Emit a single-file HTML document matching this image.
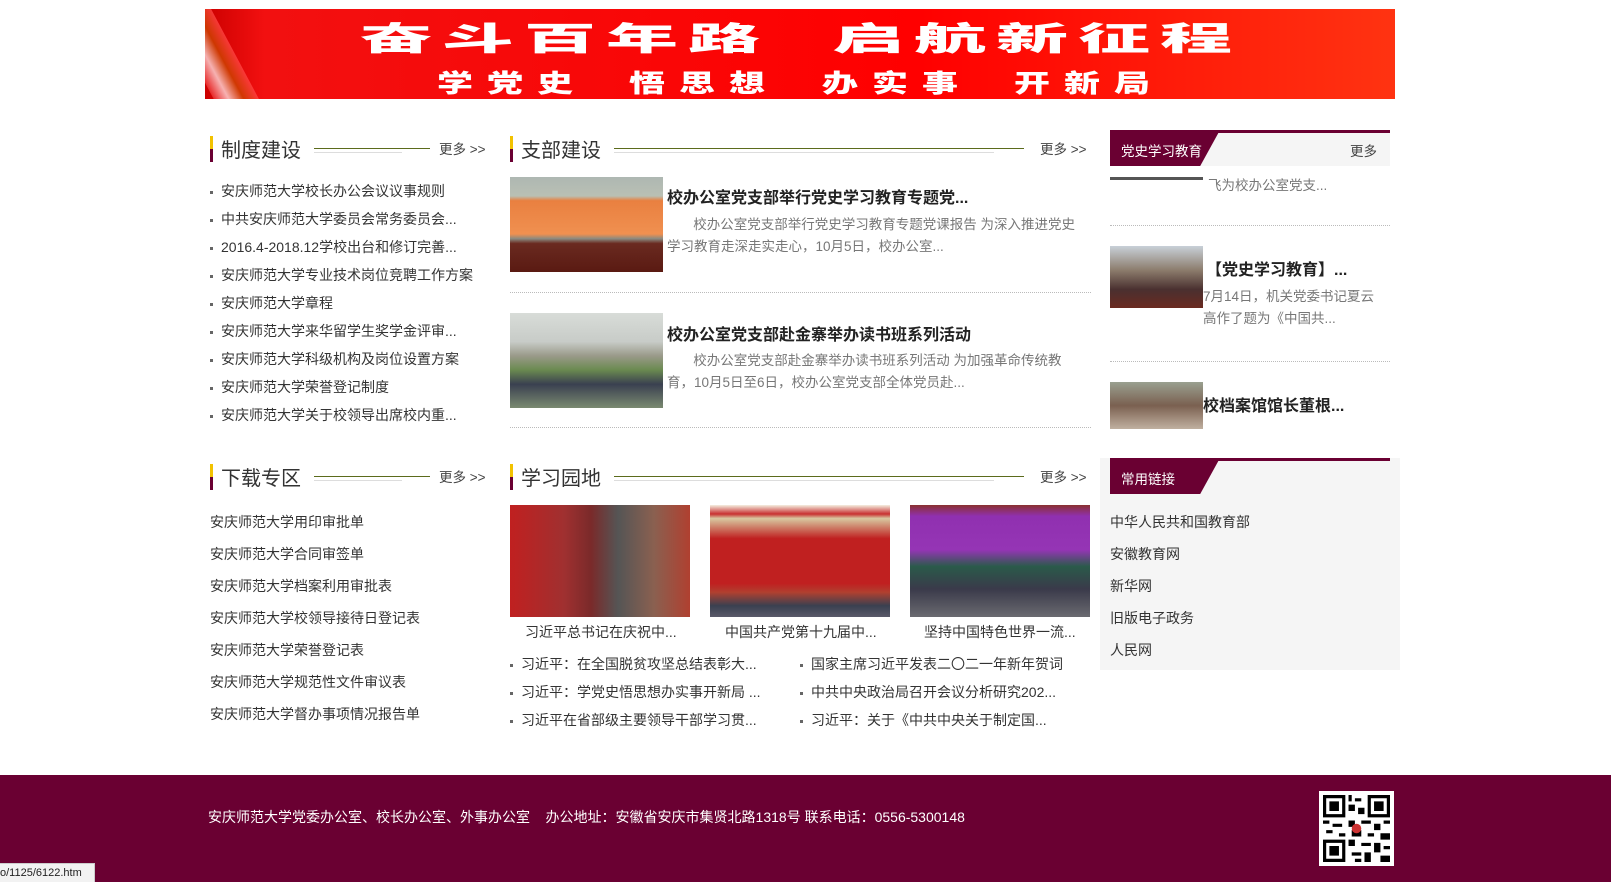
<!DOCTYPE html>
<html><head><meta charset="utf-8">
<style>
*{margin:0;padding:0;box-sizing:border-box}
body{width:1611px;height:882px;position:relative;overflow:hidden;background:#fff;font-family:"Liberation Sans","Noto Sans CJK SC",sans-serif;color:#333}
.a{position:absolute;white-space:nowrap}
.hd{position:absolute;height:26px}
.hd .bar{position:absolute;left:0;top:0;width:3px;height:26px;background:linear-gradient(#f2c200 0 50%,#6a0032 50%)}
.hd .t{position:absolute;left:11px;top:-2px;font-size:20px;color:#333}
.hd .l1{position:absolute;height:1px;background:#5b6b1c;top:12px}
.hd .l2{position:absolute;height:1px;background:#ddd;top:16px}
.hd .m{position:absolute;top:2px;font-size:13.5px;color:#444}
.li{font-size:14px;color:#333}
.dot{display:inline-block;width:3px;height:3px;background:#666;margin-right:8px;vertical-align:middle}
.gr{font-size:13.5px;color:#777}
.tt{font-size:16px;font-weight:bold;color:#222}
.dash{position:absolute;height:0;border-top:1px dotted #bbb}
.bn{position:absolute;color:#fff;font-weight:900;font-family:'Noto Sans CJK SC',sans-serif;white-space:nowrap;transform-origin:0 0}
.b1{font-size:72px;letter-spacing:10px;line-height:72px;top:11px;transform:scaleY(.45)}
.b2{font-size:36px;letter-spacing:14px;line-height:36px;top:60px;transform:scaleY(.7)}
</style></head><body>

<div class="a" style="left:205px;top:9px;width:1190px;height:90px;background:linear-gradient(90deg,#c00 0,#f21010 5%,#f00 60%,#f31 100%);overflow:hidden">
  <div style="position:absolute;left:-10px;top:-20px;width:40px;height:140px;background:linear-gradient(90deg,#e33,#fdd,#c40,#f44);transform:rotate(-28deg);opacity:.8"></div>
  <div class="bn b1" style="left:155px">奋斗百年路</div>
  <div class="bn b1" style="left:627px">启航新征程</div>
  <div class="bn b2" style="left:232px">学党史</div>
  <div class="bn b2" style="left:424px">悟思想</div>
  <div class="bn b2" style="left:617px">办实事</div>
  <div class="bn b2" style="left:809px">开新局</div>
</div>

<div class="hd" style="left:210px;top:136px;width:280px"><div class="bar"></div><div class="t">制度建设</div><div class="l1" style="left:104px;width:116px"></div><div class="l2" style="left:104px;width:88px"></div><div class="m" style="left:229px">更多 &gt;&gt;</div></div>
<div class="a li" style="left:210px;top:177px;line-height:28px">
<div><span class="dot"></span>安庆师范大学校长办公会议议事规则</div>
<div><span class="dot"></span>中共安庆师范大学委员会常务委员会...</div>
<div><span class="dot"></span>2016.4-2018.12学校出台和修订完善...</div>
<div><span class="dot"></span>安庆师范大学专业技术岗位竞聘工作方案</div>
<div><span class="dot"></span>安庆师范大学章程</div>
<div><span class="dot"></span>安庆师范大学来华留学生奖学金评审...</div>
<div><span class="dot"></span>安庆师范大学科级机构及岗位设置方案</div>
<div><span class="dot"></span>安庆师范大学荣誉登记制度</div>
<div><span class="dot"></span>安庆师范大学关于校领导出席校内重...</div>
</div>

<div class="hd" style="left:510px;top:136px;width:581px"><div class="bar"></div><div class="t">支部建设</div><div class="l1" style="left:104px;width:410px"></div><div class="l2" style="left:104px;width:380px"></div><div class="m" style="left:530px">更多 &gt;&gt;</div></div>
<div class="a" style="left:510px;top:177px;width:153px;height:95px;background:linear-gradient(#aeb7b2 0,#b9c0b4 20%,#e98040 25%,#f09050 60%,#8a8a80 65%,#6a2a20 70%,#5a1a12 100%)"></div>
<div class="a tt" style="left:667px;top:184px">校办公室党支部举行党史学习教育专题党...</div>
<div class="a gr" style="left:667px;top:214px;line-height:22px;white-space:normal;width:418px">&nbsp;&nbsp;&nbsp;&nbsp;&nbsp;&nbsp;&nbsp;校办公室党支部举行党史学习教育专题党课报告 为深入推进党史学习教育走深走实走心，10月5日，校办公室...</div>
<div class="dash" style="left:510px;top:292px;width:581px"></div>
<div class="a" style="left:510px;top:313px;width:153px;height:95px;background:linear-gradient(#d8dcd8 0,#c8ccc8 30%,#9a9a8a 45%,#6a8a50 60%,#3a4050 75%,#7a8a70 100%)"></div>
<div class="a tt" style="left:667px;top:321px">校办公室党支部赴金寨举办读书班系列活动</div>
<div class="a gr" style="left:667px;top:350px;line-height:22px;white-space:normal;width:418px">&nbsp;&nbsp;&nbsp;&nbsp;&nbsp;&nbsp;&nbsp;校办公室党支部赴金寨举办读书班系列活动 为加强革命传统教育，10月5日至6日，校办公室党支部全体党员赴...</div>
<div class="dash" style="left:510px;top:427px;width:581px"></div>

<div class="a" style="left:1110px;top:130px;width:280px;height:36px;background:#f5f5f5;border-top:3px solid #6a0032"></div>
<div class="a" style="left:1110px;top:130px;width:110px;height:36px;background:#6a0032;clip-path:polygon(0 0,100% 0,82% 100%,0 100%)"></div>
<div class="a" style="left:1121px;top:140px;font-size:13.5px;color:#fff">党史学习教育</div>
<div class="a" style="left:1350px;top:140px;font-size:13.5px;color:#444">更多</div>
<div class="a" style="left:1110px;top:177px;width:93px;height:3px;background:#555"></div>
<div class="a gr" style="left:1208px;top:174px">飞为校办公室党支...</div>
<div class="dash" style="left:1110px;top:225px;width:280px"></div>
<div class="a" style="left:1110px;top:246px;width:93px;height:62px;background:linear-gradient(#c8d0d8,#8a7a6a 40%,#4a3030 70%,#6a2a20)"></div>
<div class="a tt" style="left:1206px;top:256px">【党史学习教育】...</div>
<div class="a gr" style="left:1203px;top:286px;line-height:22px">7月14日，机关党委书记夏云<br>高作了题为《中国共...</div>
<div class="dash" style="left:1110px;top:361px;width:280px"></div>
<div class="a" style="left:1110px;top:382px;width:93px;height:47px;background:linear-gradient(#9aa090,#7a6050 50%,#c0b0a0)"></div>
<div class="a tt" style="left:1203px;top:392px">校档案馆馆长董根...</div>

<div class="hd" style="left:210px;top:464px;width:280px"><div class="bar"></div><div class="t">下载专区</div><div class="l1" style="left:104px;width:116px"></div><div class="l2" style="left:104px;width:88px"></div><div class="m" style="left:229px">更多 &gt;&gt;</div></div>
<div class="a li" style="left:210px;top:506px;line-height:32px">
<div>安庆师范大学用印审批单</div>
<div>安庆师范大学合同审签单</div>
<div>安庆师范大学档案利用审批表</div>
<div>安庆师范大学校领导接待日登记表</div>
<div>安庆师范大学荣誉登记表</div>
<div>安庆师范大学规范性文件审议表</div>
<div>安庆师范大学督办事项情况报告单</div>
</div>

<div class="hd" style="left:510px;top:464px;width:581px"><div class="bar"></div><div class="t">学习园地</div><div class="l1" style="left:104px;width:410px"></div><div class="l2" style="left:104px;width:380px"></div><div class="m" style="left:530px">更多 &gt;&gt;</div></div>
<div class="a" style="left:510px;top:505px;width:180px;height:112px;background:linear-gradient(90deg,#c02020 0,#a03030 30%,#7a2a2a 45%,#555 60%,#8a6050 80%,#b04030 100%)"></div>
<div class="a" style="left:710px;top:505px;width:180px;height:112px;background:linear-gradient(#f5efe0 0,#c83030 8%,#d8c8a0 12%,#c02020 30%,#c02020 70%,#b04030 78%,#3a4050 90%,#5a5a6a 100%)"></div>
<div class="a" style="left:910px;top:505px;width:180px;height:112px;background:linear-gradient(#8a3030 0,#9030b0 10%,#9535b5 40%,#2a5a4a 55%,#3a3a4a 75%,#6a6a70 100%)"></div>
<div class="a li" style="left:525px;top:622px">习近平总书记在庆祝中...</div>
<div class="a li" style="left:725px;top:622px">中国共产党第十九届中...</div>
<div class="a li" style="left:924px;top:622px">坚持中国特色世界一流...</div>
<div class="a li" style="left:510px;top:650px;line-height:28px">
<div><span class="dot"></span>习近平：在全国脱贫攻坚总结表彰大...</div>
<div><span class="dot"></span>习近平：学党史悟思想办实事开新局 ...</div>
<div><span class="dot"></span>习近平在省部级主要领导干部学习贯...</div>
</div>
<div class="a li" style="left:800px;top:650px;line-height:28px">
<div><span class="dot"></span>国家主席习近平发表二〇二一年新年贺词</div>
<div><span class="dot"></span>中共中央政治局召开会议分析研究202...</div>
<div><span class="dot"></span>习近平：关于《中共中央关于制定国...</div>
</div>

<div class="a" style="left:1100px;top:458px;width:300px;height:212px;background:#f5f5f5"></div>
<div class="a" style="left:1110px;top:458px;width:280px;height:3px;background:#6a0032"></div>
<div class="a" style="left:1110px;top:458px;width:110px;height:36px;background:#6a0032;clip-path:polygon(0 0,100% 0,82% 100%,0 100%)"></div>
<div class="a" style="left:1121px;top:468px;font-size:13.5px;color:#fff">常用链接</div>
<div class="a li" style="left:1110px;top:506px;line-height:32px">
<div>中华人民共和国教育部</div>
<div>安徽教育网</div>
<div>新华网</div>
<div>旧版电子政务</div>
<div>人民网</div>
</div>

<div class="a" style="left:0;top:775px;width:1611px;height:107px;background:#6a0032"></div>
<div class="a" style="left:208px;top:807px;font-size:14px;color:#fff">安庆师范大学党委办公室、校长办公室、外事办公室&nbsp;&nbsp;&nbsp;&nbsp;办公地址：安徽省安庆市集贤北路1318号 联系电话：0556-5300148</div>
<div class="a" style="left:1319px;top:791px;width:75px;height:75px;background:#fff;padding:4px">
<svg width="67" height="67" viewBox="0 0 21 21"><rect width="21" height="21" fill="#fff"/><g fill="#000"><path d="M0 0h7v7H0zM14 0h7v7h-7zM0 14h7v7H0z"/></g><g fill="#fff"><path d="M1 1h5v5H1zM15 1h5v5h-5zM1 15h5v5H1z"/></g><g fill="#000"><path d="M2 2h3v3H2zM16 2h3v3h-3zM2 16h3v3H2zM8 0h1v2H8zM10 1h2v1h-2zM8 3h2v2H8zM11 4h2v2h-2zM0 8h2v1H0zM3 9h3v1H3zM8 8h2v2H8zM12 8h3v1h-3zM16 9h2v2h-2zM19 8h2v1h-2zM1 11h2v1H1zM5 12h2v1H5zM9 11h3v2H9zM14 12h2v1h-2zM18 12h3v2h-3zM8 14h2v2H8zM12 15h3v1h-3zM16 15h2v3h-2zM19 16h2v1h-2zM9 18h3v1H9zM13 18h2v3h-2zM18 19h3v2h-3zM10 20h2v1h-2z"/></g><circle cx="10.5" cy="10.5" r="1.5" fill="#c33"/></svg>
</div>

<div class="a" style="left:0;top:863px;width:95px;height:19px;background:#f2f2f2;border:1px solid #ccc;border-left:0;border-bottom:0;font-size:11px;color:#222;padding:3px 0 0 0">o/1125/6122.htm</div>
</body></html>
━━━━━━━━━━━━━━━━
• STATED EXERCISE: Reproduce the data above word for word from its first line through the line that holds "</style></head><body>", both ends included; skip pictures.

• REPLY:
Emit a single-file HTML document matching this image.
<!DOCTYPE html>
<html><head><meta charset="utf-8">
<style>
*{margin:0;padding:0;box-sizing:border-box}
body{width:1611px;height:882px;position:relative;overflow:hidden;background:#fff;font-family:"Liberation Sans","Noto Sans CJK SC",sans-serif;color:#333}
.a{position:absolute;white-space:nowrap}
.hd{position:absolute;height:26px}
.hd .bar{position:absolute;left:0;top:0;width:3px;height:26px;background:linear-gradient(#f2c200 0 50%,#6a0032 50%)}
.hd .t{position:absolute;left:11px;top:-2px;font-size:20px;color:#333}
.hd .l1{position:absolute;height:1px;background:#5b6b1c;top:12px}
.hd .l2{position:absolute;height:1px;background:#ddd;top:16px}
.hd .m{position:absolute;top:2px;font-size:13.5px;color:#444}
.li{font-size:14px;color:#333}
.dot{display:inline-block;width:3px;height:3px;background:#666;margin-right:8px;vertical-align:middle}
.gr{font-size:13.5px;color:#777}
.tt{font-size:16px;font-weight:bold;color:#222}
.dash{position:absolute;height:0;border-top:1px dotted #bbb}
.bn{position:absolute;color:#fff;font-weight:900;font-family:'Noto Sans CJK SC',sans-serif;white-space:nowrap;transform-origin:0 0}
.b1{font-size:72px;letter-spacing:10px;line-height:72px;top:11px;transform:scaleY(.45)}
.b2{font-size:36px;letter-spacing:14px;line-height:36px;top:60px;transform:scaleY(.7)}
</style></head><body>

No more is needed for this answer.